В то время сам факт существования фильма Андерсона казался поразительным. После 1980-х годов формула режиссерского успеха определялась такими низкобюджетными инди-фильмами без участия звезд, как «Более странно, чем в раю» и «Ей это нужно позарез». Мода требовала от кинематографистов искать небольшие бюджеты вне голливудских источников, отправлять готовые картины на «Сандэнс», около года играть в артхаусное кино, получать достаточное количество положительных отзывов и хорошие кассовые сборы, чтобы уже потом перейти к работе в какой-нибудь крупной киностудии. Съемочная группа «Бутылочной ракеты» проскочила студийную часть. Сплоченное кинематографическое сообщество публично поздравило ребят с успехом, хотя в кулуарах слышалось недовольное ворчание: как вышло, что эти парни прошли вне очереди?

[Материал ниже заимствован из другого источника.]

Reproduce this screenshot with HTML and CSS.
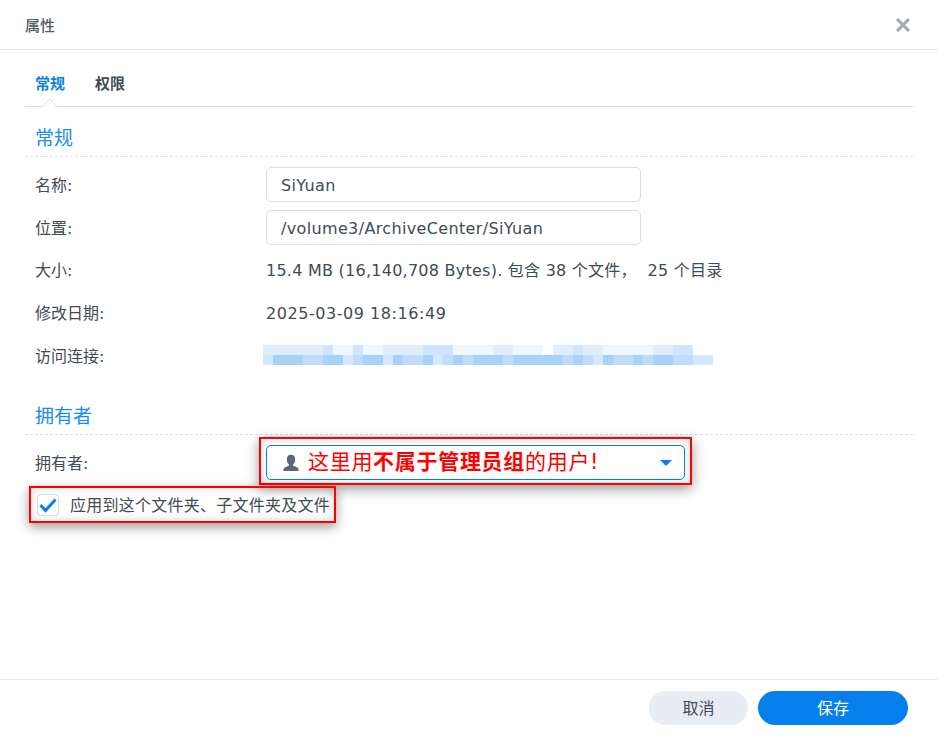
FILE: index.html
```html
<!DOCTYPE html>
<html lang="zh">
<head>
<meta charset="utf-8">
<title>属性</title>
<link rel="stylesheet" href="styles.css">
</head>
<body>
<div class="dialog">
  <header class="head">
    <span class="head-title">属性</span>
    <svg class="close" width="14" height="14" viewBox="0 0 14 14"><path d="M1 1l12 12M13 1L1 13" stroke="#a6adb6" stroke-width="3.200" fill="none"/></svg>
  </header>
  <main class="body">
    <nav class="tabs">
      <span class="tab active">常规</span>
      <span class="tab">权限</span>
      <svg class="tab-notch" width="16" height="8" viewBox="0 0 16 8"><path d="M0 8L8 0l8 8" fill="#fff" stroke="#d5e0ec"/></svg>
    </nav>
    <h2 class="section first">常规</h2>
    <div class="row input-row"><label class="label">名称:</label><div class="input">SiYuan</div></div>
    <div class="row input-row"><label class="label">位置:</label><div class="input">/volume3/ArchiveCenter/SiYuan</div></div>
    <div class="row text-row"><label class="label">大小:</label><span class="value">15.4 MB (16,140,708 Bytes). 包含 38 个文件，  25 个目录</span></div>
    <div class="row text-row"><label class="label">修改日期:</label><span class="value date">2025-03-09 18:16:49</span></div>
    <div class="row text-row"><label class="label">访问连接:</label>
      <svg class="mosaic" width="450" height="20" viewBox="0 0 45 2" shape-rendering="crispEdges">
        <g fill="#e0eefc"><rect x="0" y="0" width="43" height="1"/></g>
        <g fill="#eef6fe"><rect x="7" y="0" width="2" height="1"/><rect x="10" y="0" width="2" height="1"/><rect x="19" y="0" width="4" height="1"/><rect x="25" y="0" width="3" height="1"/><rect x="34" y="0" width="5" height="1"/></g>
        <g fill="#cfe5fd"><rect x="6" y="0" width="1" height="1"/><rect x="9" y="0" width="1" height="1"/><rect x="16" y="0" width="2" height="1"/><rect x="18" y="0" width="1" height="1"/><rect x="31" y="0" width="1" height="1"/><rect x="41" y="0" width="2" height="1"/></g>
        <rect x="28" y="0" width="1" height="1" fill="#fff"/>
        <rect x="0" y="1" width="45" height="1" fill="#bfddfa"/>
        <g fill="#a8d2f9"><rect x="1" y="1" width="3" height="1"/><rect x="6" y="1" width="2" height="1"/><rect x="10" y="1" width="2" height="1"/><rect x="13" y="1" width="1" height="1"/><rect x="16" y="1" width="1" height="1"/><rect x="19" y="1" width="1" height="1"/><rect x="21" y="1" width="3" height="1"/><rect x="25" y="1" width="5" height="1"/><rect x="31" y="1" width="1" height="1"/><rect x="34" y="1" width="1" height="1"/><rect x="37" y="1" width="1" height="1"/><rect x="39" y="1" width="2" height="1"/></g>
        <g fill="#d3e8fd"><rect x="0" y="1" width="1" height="1"/><rect x="8" y="1" width="1" height="1"/><rect x="12" y="1" width="1" height="1"/><rect x="17" y="1" width="1" height="1"/><rect x="33" y="1" width="1" height="1"/><rect x="43" y="1" width="2" height="1"/></g>
      </svg>
    </div>
    <h2 class="section second">拥有者</h2>
    <div class="row owner-row">
      <label class="label">拥有者:</label>
      <div class="select">
        <svg class="user" width="18" height="18" viewBox="0 0 18 18"><path d="M9 .8c2.700 0 4.200 1.900 4.200 4.600 0 2.200-1 3.900-2 4.900v1.400c1.800.8 3.800 1.300 4.800 2.300.5.500.6 1.700.6 3H1.400c0-1.300.1-2.500.6-3 1-1 3-1.500 4.800-2.300v-1.400c-1-1-2-2.700-2-4.900C4.800 2.700 6.300.8 9 .8z" fill="#5d6874"/></svg>
        <span class="note">这里用<b>不属于管理员组</b>的用户!</span>
        <svg class="caret" width="12" height="6" viewBox="0 0 12 6"><path d="M0 0h12L6 6z" fill="#0a80e8"/></svg>
        <span class="callout callout-select"></span>
      </div>
    </div>
    <div class="check-row">
      <span class="checkbox"><svg width="22" height="22" viewBox="0 0 22 22"><path d="M3.500 11l5 5.500 10-11" stroke="#0a80e8" stroke-width="3" fill="none"/></svg></span>
      <span class="check-label">应用到这个文件夹、子文件夹及文件</span>
      <span class="callout callout-check"></span>
    </div>
  </main>
  <footer class="foot">
    <button class="btn cancel">取消</button>
    <button class="btn save">保存</button>
  </footer>
</div>
</body>
</html>
```
FILE: styles.css
```css
* { box-sizing: border-box; }
html, body { margin: 0; height: 100%; background: #fff; }
body {
  font-family: "DejaVu Sans", "Noto Sans CJK SC", sans-serif;
  font-size: 16px;
  color: #414b55;
}
.dialog { width: 938px; height: 738px; display: flex; flex-direction: column; }
.head {
  height: 50px;
  flex: none;
  border-bottom: 1px solid #e6e9ee;
  display: flex;
  align-items: center;
  justify-content: space-between;
  padding: 0 28px 0 25px;
}
.head-title { font-size: 15px; font-weight: 500; color: #525a64; line-height: 20px; margin-top: 3px; }
.close { display: block; margin-top: 1px; }
.body { flex: 1; padding: 0 25px; }
.tabs {
  position: relative;
  height: 57px;
  border-bottom: 1px solid #d5e0ec;
  display: flex;
  gap: 30px;
  padding: 24px 10px 0;
}
.tab { font-size: 15px; font-weight: 700; line-height: 20px; color: #414b55; }
.tab.active { color: #0a80e8; }
.tab-notch { position: absolute; left: 17px; bottom: -1px; }
.section {
  margin: 0;
  padding-left: 10px;
  font-size: 19px;
  font-weight: 400;
  color: #1a8cf0;
  line-height: 26px;
  border-bottom: 1px dashed #d9e0e8;
}
.section.first { height: 50px; padding-top: 18px; }
.section.second { height: 56px; margin-top: 2px; padding-top: 24px; }
.row { display: flex; align-items: center; padding-left: 10px; }
.label { width: 231px; flex: none; line-height: 20px; padding-top: 2px; }
.input-row { height: 35px; margin-top: 8px; }
.section.first + .input-row { margin-top: 10px; }
.input {
  width: 375px;
  height: 35px;
  border: 1px solid #d5dfe9;
  border-radius: 5px;
  padding: 0 14px;
  font-size: 16px;
  letter-spacing: .35px;
  line-height: 35px;
  color: #414b55;
}
.text-row { height: 43px; }
.input-row + .text-row { margin-top: 3px; }
.value { font-size: 16px; letter-spacing: .25px; line-height: 20px; padding-top: 2px; white-space: pre; }
.value.date { letter-spacing: .55px; }
.mosaic { display: block; margin: -2px 0 0 -3px; }
.owner-row { height: 35px; margin-top: 10px; }
.select {
  position: relative;
  width: 419px;
  height: 35px;
  border: 1px solid #0a80e8;
  border-radius: 5px;
  background: #fff;
  display: flex;
  align-items: center;
  padding: 0 12px 0 15px;
}
.user { flex: none; }
.note { flex: 1; margin-left: 8px; padding-bottom: 2px; font-size: 21px; letter-spacing: .7px; color: #f00; line-height: 28px; white-space: nowrap; }
.note b { font-weight: 700; }
.caret { flex: none; }
.callout {
  position: absolute;
  border: 2px solid #f00;
  box-shadow: 0 4px 12px rgba(0,0,0,.4), inset 0 0 10px rgba(0,0,0,.16);
  pointer-events: none;
}
.callout-select { left: -8px; right: -8px; top: -9px; bottom: -6px; }
.callout-check { left: 0; right: -1px; top: -1px; bottom: -1px; }
.check-row {
  position: relative;
  width: 306px;
  height: 35px;
  margin: 7px 0 0 4px;
  display: flex;
  align-items: center;
  padding-left: 8px;
}
.checkbox {
  width: 22px;
  height: 22px;
  flex: none;
  border: 1px solid #d5dfe9;
  border-radius: 4px;
  background: #fff;
  display: flex;
}
.checkbox svg { margin: -1px; flex: none; }
.check-label { margin-left: 11px; padding-top: 2px; font-size: 16px; letter-spacing: .25px; line-height: 20px; white-space: nowrap; }
.foot {
  height: 59px;
  flex: none;
  border-top: 1px solid #e6e9ee;
  display: flex;
  justify-content: flex-end;
  gap: 10px;
  padding: 11px 30px 0 0;
}
.btn {
  height: 34px;
  border: 0;
  border-radius: 17px;
  font: inherit;
  font-size: 16px;
  padding: 0 0 2px;
}
.cancel { width: 99px; background: #e8ecf3; color: #414b55; }
.save { width: 150px; background: #057feb; color: #fff; }
```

Если вы видели короткометражную версию, то вряд ли задаетесь этим вопросом. «Бутылочная ракета» выделялась среди фильмов, представленных на фестивале в том году. По сути, она вообще не была похожа ни на что. Черно-белая картинка, простые титры, забавное остроумие и джазовый саундтрек (в том числе «Снежинки», входящие в легендарный альбом Винса Гуральди «Рождество Чарли Брауна») свидетельствовали о верности кинематографу 1960–1970-х годов, особенно французской и американской новой волне. Было ясно, что фильм сняли люди, знакомые с историей кино, но не рассматривавшие ее как неотъемлемую часть своей работы. Короткометражка казалась интеллектуальной, но не фальшивой. Она выглядела холодной и теплой одновременно. Андерсон не делал отсылок, но в фильме ощущалось влияние мирового кино. Уже тогда было заметно, что он неплохо представляет, кем является как режиссер, и ему довольно комфортно в этой роли. «Бутылочная ракета» – это не просто начало карьеры, но и рождение голоса.
Полнометражная «Бутылочная ракета» – гораздо более противоречивая работа, по крайней мере, для меня. Несмотря на то что она мне нравится, мне сложно воспринимать ее просто как фильм, потому что на протяжении нескольких месяцев в 1995 году я вел хронику ее создания для Dallas Observer. Я был в курсе всех творческих разногласий между молодыми кинематографистами и их наставниками и боссами. Я наблюдал, как Columbia отреагировала на провальные предпоказы, отказавшись от первоначального позиционирования «Бутылочной ракеты» как хита для молодежи, в итоге выпустив ее ограниченной серией показов в начале 1996 года. Учитывая необычные условия создания «Бутылочной ракеты», нельзя сказать, что это на сто процентов работа Андерсона и Уилсона. И Андерсон не скрывал этого, особенно во время обсуждений технических деталей фильма. Например, он хотел снять его в анаморфированном широкоэкранном киноформате (2.35:1), но в итоге снял в формате 1.85:1 (или «плоском»), потому что так было легче работать с освещением. Есть как минимум одна сцена, которую Андерсону пришлось вырезать, поскольку киностудия не считала ее забавной.
Андерсон был очень осторожен с закулисными драмами, что соответствует его стилю поведения. Спустя почти двадцать лет после съемок «Бутылочной ракеты» он говорит о фильме с большой любовью. Это по-прежнему его самая свободная, самая расслабленная работа. Один мой друг как-то сказал, что «Бутылочная ракета» похожа на третий или четвертый фильм режиссера, у которого уже было несколько успешных картин до этого и который чувствовал себя достаточно уверенно, чтобы убрать масляные краски и рисовать наброски карандашом в блокноте. Когда понимаешь, насколько рисковали режиссер и его друзья – их ждал либо триумф, либо позор, два наиболее вероятных результата для новичков, которых финансирует крупная студия, – легкость фильма кажется еще более замечательной. Это необычный дебют – дерзкий, но спокойный, в ритме, который напоминает мне, каково это – прогуляться по Далласу летними сумерками и слушать стрекот цикад. Пересматривая «Бутылочную ракету», я вижу не только популярную комедию 1990-х, но и документальный фильм, который показывает определенное время и место и запечатлевает самый главный момент в карьере художника – ее начало.